A 4-year-old North Charleston boy has died after officials say it appears he shot himself in the head with a gun in a Summerville home.
It’s estimated that more American homes have guns than dogs and accidents can happen to children of all ages.
“It doesn’t take a lot to fire a weapon,” Henry Perritt of Henry’s Sporting Goods in Mount Pleasant explained.
That’s why there are numerous locks, vaults and safes designed to keep kids safe.
“I actually take my child out and educate them with the gun and teach them how to shoot it and how to handle it and not to touch it when I’m not around. But, even with that said, I still lock all my firearms up,” Perritt said.
Gun safety experts say it’s getting even cheaper to be safe. Many manufactures and police departments give away free gun locks. Some newly manufactured guns now come with a lock already installed.
“So, the gun actually locks itself. So, the gun cannot be loaded or discharged,” Perritt explained.
If you want to keep a loaded gun at home, experts suggest keeping it in a safe or vault.
“You can put it in the vault. You can shut it, and lock it with a key pad. They are very simple and fast to open. By using these mini vaults, these guns can be accessed in less than 30 seconds. It’s a very quick response,” Perritt said.
According to the Nationwide Children’s Hospital of Columbus, Ohio, one in three families with children have at least one gun in the house. That’s more than 22 million children in homes with guns. Most of the victims of accidental shootings are boys who are usually shot by a friend or relative; especially a brother.
“Some of it can be from network, we see cops and robbers and things of that sort. But as a responsible gun owner we’ve got to step up our game. We’ve got to educate these kids and spend time with them,” Perritt said.

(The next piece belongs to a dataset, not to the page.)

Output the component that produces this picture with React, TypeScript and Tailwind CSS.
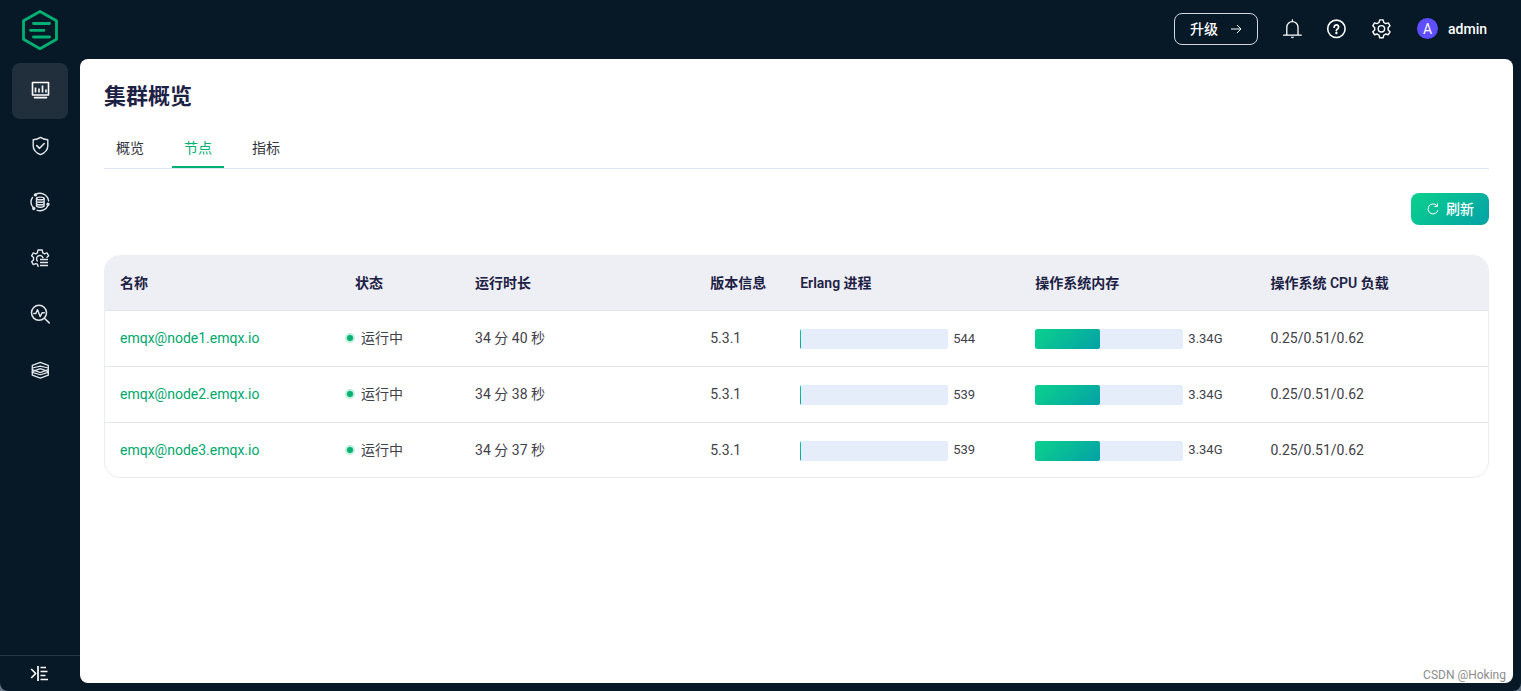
import type { ReactNode } from "react";

type NodeInfo = {
    name: string;
    uptime: string;
    version: string;
    processes: number;
    processPercent: number;
    memory: string;
    memoryPercent: number;
    load: string;
};

const nodes: NodeInfo[] = [
    { name: "emqx@node1.emqx.io", uptime: "34 分 40 秒", version: "5.3.1", processes: 544, processPercent: 0.6, memory: "3.34G", memoryPercent: 44, load: "0.25/0.51/0.62" },
    { name: "emqx@node2.emqx.io", uptime: "34 分 38 秒", version: "5.3.1", processes: 539, processPercent: 0.6, memory: "3.34G", memoryPercent: 44, load: "0.25/0.51/0.62" },
    { name: "emqx@node3.emqx.io", uptime: "34 分 37 秒", version: "5.3.1", processes: 539, processPercent: 0.6, memory: "3.34G", memoryPercent: 44, load: "0.25/0.51/0.62" },
];

const tabs = ["概览", "节点", "指标"];

function Icon({ children, className = "size-5" }: { children: ReactNode; className?: string }) {
    return (
        <svg
            viewBox="0 0 20 20"
            className={className}
            fill="none"
            stroke="currentColor"
            strokeWidth="1.4"
            strokeLinecap="round"
            strokeLinejoin="round"
            aria-hidden="true"
        >
            {children}
        </svg>
    );
}

function Logo() {
    return (
        <svg viewBox="0 0 36 40" className="h-10 w-9" fill="none" stroke="#00b173" strokeLinecap="round" strokeLinejoin="round" aria-hidden="true">
            <path d="M18 1.500 34.500 10.800V29.200L18 38.700 1.500 29.200V10.800Z" strokeWidth="2.800" />
            <path d="M11.500 13.500H27.500M8.500 20.300H22M11.500 27H27.500" strokeWidth="2.800" />
        </svg>
    );
}

const menus = [
    {
        label: "监控",
        icon: (
            <Icon>
                <path d="M2.500 2.500h16v12.500h-16z" strokeWidth="1.600" />
                <path d="M5.500 7.500v5M9 8.500v4M12.500 5.500v7M16 9.500v3" strokeWidth="1.600" strokeLinecap="butt" />
                <path d="M4.500 17.600h12" strokeWidth="1.600" />
            </Icon>
        ),
    },
    {
        label: "访问控制",
        icon: (
            <Icon>
                <path d="M10.500 1.400C8.300 3 5.800 3.600 3.200 3.800v6.100c0 4 2.900 6.800 7.300 8.700 4.400-1.900 7.300-4.700 7.300-8.700V3.800c-2.600-.2-5.100-.8-7.300-2.400Z" />
                <path d="m6.800 9.600 2.800 2.700 4.600-4.800" strokeWidth="1.600" />
            </Icon>
        ),
    },
    {
        label: "集成",
        icon: (
            <Icon>
                <path d="M5.300 2.600A8.800 8.800 0 0 1 18.600 8.800M18.100 13.200A8.800 8.800 0 0 1 7.200 18.300M3.300 15.800A8.800 8.800 0 0 1 2.500 5.400" />
                <ellipse cx="10.300" cy="6.400" rx="3.800" ry="1.300" />
                <path d="M6.500 6.400v7.400c0 .8 1.700 1.400 3.800 1.400s3.800-.6 3.800-1.400V6.400M6.500 8.900c0 .8 1.700 1.400 3.800 1.400s3.800-.6 3.800-1.400M6.500 11.400c0 .8 1.700 1.400 3.800 1.400s3.800-.6 3.800-1.400" />
                <circle cx="5.400" cy="2.900" r="1" fill="currentColor" />
                <circle cx="18" cy="12.300" r="1" fill="currentColor" />
                <circle cx="3.800" cy="16.500" r="1" fill="currentColor" />
            </Icon>
        ),
    },
    {
        label: "管理",
        icon: (
            <Icon>
                <path d="M8.200 18.400 7.400 16.200l-1.600-.6-2.500 1-1.700-2.900 1.900-1.700V9.600L1.600 7.800l1.700-2.900 2.500.9 1.600-1L8 2h4.200l.6 2.800 1.700 1 2.500-.9 1.700 2.900-1.700 1.500" />
                <path d="M7.400 13a3.300 3.300 0 1 1 5.600-3.200" />
                <path d="M10 11.500h8M10 14.500h8M10 17.500h8" strokeWidth="1.600" strokeLinecap="butt" />
            </Icon>
        ),
    },
    {
        label: "问题分析",
        icon: (
            <Icon>
                <circle cx="9" cy="8.800" r="7.500" strokeWidth="1.500" />
                <path d="m14.400 14.200 4.800 4.700" strokeWidth="1.500" />
                <path d="M3.800 9.500h2.100l1.600-3.900 2.600 7 2-3.800h2.200" />
            </Icon>
        ),
    },
    {
        label: "系统设置",
        icon: (
            <Icon>
                <path d="m10.300 2.400 8 3v4.200l-8 3-8-3V5.400l8-3Z" strokeWidth="1.300" />
                <path d="m10.300 8.600 8 3v3.600l-8 3-8-3v-3.600l8-3Z" strokeWidth="1.300" />
                <path d="m2.300 8 8-1.800 8 1.800M2.300 12.400l8 2.400 8-2.400M2.300 9.600v2M18.300 9.600v2" strokeWidth="1.200" />
            </Icon>
        ),
    },
];

function Header() {
    return (
        <header className="flex h-[59px] items-center justify-between pr-[34px] pl-[22px]">
            <a href="#" aria-label="EMQX">
                <Logo />
            </a>
            <div className="flex items-center pb-0.5">
                <button className="flex h-8 items-center gap-3 rounded-lg border border-[#d5d8dc] px-[15px] text-sm font-medium">
                    升级
                    <svg viewBox="0 0 12 12" className="size-3" fill="none" stroke="currentColor" strokeWidth="1" aria-hidden="true">
                        <path d="M1 6h10M7 2l4 4-4 4" />
                    </svg>
                </button>
                <button aria-label="通知" className="ml-6">
                    <Icon>
                        <path d="M4.800 16V8.200a5.600 5.600 0 0 1 11.200 0V16M1.600 16.200h17.600M10.400 1v1.400" strokeWidth="1.300" />
                        <path d="M9.200 18.400a1.400 1.200 0 0 0 2.400 0Z" fill="currentColor" strokeWidth="0.600" />
                    </Icon>
                </button>
                <button aria-label="帮助" className="ml-6">
                    <Icon>
                        <circle cx="10.400" cy="9.800" r="8.700" strokeWidth="1.600" />
                        <path d="M8.200 8.100a2.200 2.200 0 1 1 3.500 1.700c-.8.500-1.300.8-1.300 1.700" strokeWidth="1.800" />
                        <circle cx="10.400" cy="14" r=".5" fill="currentColor" />
                    </Icon>
                </button>
                <button aria-label="设置" className="ml-[25px]">
                    <Icon>
                        <path d="M8.700.9h3.400l.7 2.600 1.900 1.100 2.600-.7 1.700 2.900-1.900 1.900v2.200l1.900 1.900-1.700 2.900-2.600-.7-1.900 1.100-.7 2.600H8.700L8 16.100 6.100 15l-2.600.7-1.700-2.900 1.900-1.900V8.700L1.800 6.800l1.700-2.900 2.600.7L8 3.500Z" />
                        <circle cx="10.400" cy="9.800" r="3.200" />
                    </Icon>
                </button>
                <button className="ml-[26px] flex items-center gap-[10px] text-sm">
                    <span className="flex size-[21px] items-center justify-center rounded-full bg-[#5e4eff]">A</span>
                    <span className="font-medium">admin</span>
                </button>
            </div>
        </header>
    );
}

function Sidebar() {
    return (
        <aside className="flex w-20 shrink-0 flex-col justify-between text-[#e3e6ea]">
            <nav className="flex flex-col items-center pt-1">
                {menus.map((menu, index) => (
                    <a
                        key={menu.label}
                        href="#"
                        aria-label={menu.label}
                        className={`flex size-14 items-center justify-center rounded-lg pb-0.5 ${index === 0 ? "bg-[#212f3c] text-white" : ""}`}
                    >
                        {menu.icon}
                    </a>
                ))}
            </nav>
            <button aria-label="展开菜单" className="flex h-9 items-center justify-center border-t border-[#2a3744] text-white">
                <Icon>
                    <path d="m1.200 5 4.500 4.500-4.500 4.500M8 2v15" strokeLinecap="butt" strokeWidth="1.700" />
                    <path d="M10.500 3.500h5.500M10.500 7.500h7M10.500 11.500h5M10.500 15.500h7.500" strokeLinecap="butt" strokeWidth="1.500" />
                </Icon>
            </button>
        </aside>
    );
}

function Bar({ percent, label }: { percent: number; label: string | number }) {
    return (
        <div className="flex items-center gap-[5px] pt-0.5 text-[13px]">
            <div className="h-5 w-[148px] overflow-hidden rounded-xs bg-[#e6edfa]">
                <div className="h-full rounded-xs bg-linear-[135deg] from-[#0bd18c] to-[#04a1a6]" style={{ width: `${percent}%` }} />
            </div>
            <span>{label}</span>
        </div>
    );
}

function NodeTable() {
    return (
        <div className="mt-[30px] overflow-hidden rounded-2xl border border-[#ececf4]">
            <table className="w-full table-fixed text-left text-sm text-[#3f4149]">
                <colgroup>
                    <col className="w-[17%]" />
                    <col className="w-[120px]" />
                    <col className="w-[17%]" />
                    <col className="w-[90px]" />
                    <col className="w-[17%]" />
                    <col className="w-[17%]" />
                    <col />
                </colgroup>
                <thead className="bg-[#eeeff5] text-[#1d2144]">
                    <tr className="h-[54px] border-b border-[#e1e5ef]">
                        <th className="px-[15px] font-semibold">名称</th>
                        <th className="px-[15px] font-semibold">状态</th>
                        <th className="px-[15px] font-semibold">运行时长</th>
                        <th className="px-[15px] font-semibold">版本信息</th>
                        <th className="px-[15px] font-semibold">Erlang 进程</th>
                        <th className="px-[15px] font-semibold">操作系统内存</th>
                        <th className="px-[15px] font-semibold">操作系统 CPU 负载</th>
                    </tr>
                </thead>
                <tbody>
                    {nodes.map((node) => (
                        <tr key={node.name} className="h-14 border-b border-[#e4e7ef] last:h-[55px] last:border-b-0">
                            <td className="px-[15px]">
                                <a href="#" className="text-[#00a86b]">
                                    {node.name}
                                </a>
                            </td>
                            <td className="px-[5px]">
                                <div className="flex items-center gap-[6px]">
                                    <span className="flex size-[10px] items-center justify-center rounded-full bg-[#bdeedd]">
                                        <span className="size-[6px] rounded-full bg-[#00b173]" />
                                    </span>
                                    运行中
                                </div>
                            </td>
                            <td className="px-[15px]">{node.uptime}</td>
                            <td className="px-[15px]">{node.version}</td>
                            <td className="px-[15px]">
                                <Bar percent={node.processPercent} label={node.processes} />
                            </td>
                            <td className="px-[15px]">
                                <Bar percent={node.memoryPercent} label={node.memory} />
                            </td>
                            <td className="px-[15px]">{node.load}</td>
                        </tr>
                    ))}
                </tbody>
            </table>
        </div>
    );
}

export default function App() {
    return (
        <div className="bg-[#657384] font-[Roboto,'Noto_Sans_CJK_SC',sans-serif]">
            <div className="flex min-h-screen flex-col rounded-b-lg bg-[#071926] text-white">
                <Header />
                <div className="flex flex-1">
                    <Sidebar />
                    <main className="relative mr-2 mb-2 min-w-0 flex-1 rounded-lg bg-white px-6 pt-5">
                        <h1 className="text-[22px] leading-9 font-bold text-[#1d2144]">集群概览</h1>
                        <div role="tablist" className="mt-[14px] flex gap-4 border-b border-[#e1e5ef] text-sm text-[#33353d]">
                            {tabs.map((tab) => (
                                <button
                                    key={tab}
                                    role="tab"
                                    aria-selected={tab === "节点"}
                                    className={`h-[39px] border-b-2 px-3 ${tab === "节点" ? "border-[#00b173] text-[#00b173]" : "border-transparent"}`}
                                >
                                    {tab}
                                </button>
                            ))}
                        </div>
                        <div className="mt-6 flex justify-end">
                            <button className="flex h-8 items-center gap-[6px] rounded-lg bg-linear-[135deg] from-[#0bd18c] to-[#04a1a6] px-[15px] text-sm font-medium text-white">
                                <svg viewBox="0 0 14 14" className="size-[14px]" fill="none" stroke="currentColor" strokeWidth="1" aria-hidden="true">
                                    <path d="M11.900 8.200A5 5 0 1 1 10.800 3.600M11.500 1.500v3H8.500" />
                                </svg>
                                刷新
                            </button>
                        </div>
                        <NodeTable />
                        <span className="absolute right-[7px] bottom-0 font-[Roboto,sans-serif] text-xs text-[#8c8c8c]">CSDN @Hoking</span>
                    </main>
                </div>
            </div>
        </div>
    );
}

They say that education is right on target, because children are often away from the safety measures of home.
“The grandparents are not used to having children in the house and forget about the firearm that they’ve got hidden in the top of the closet,” Perritt said.
Gun safety experts say children should be reminded that guns are not toys. Some suggest not even allowing children to point toy guns at people while playing.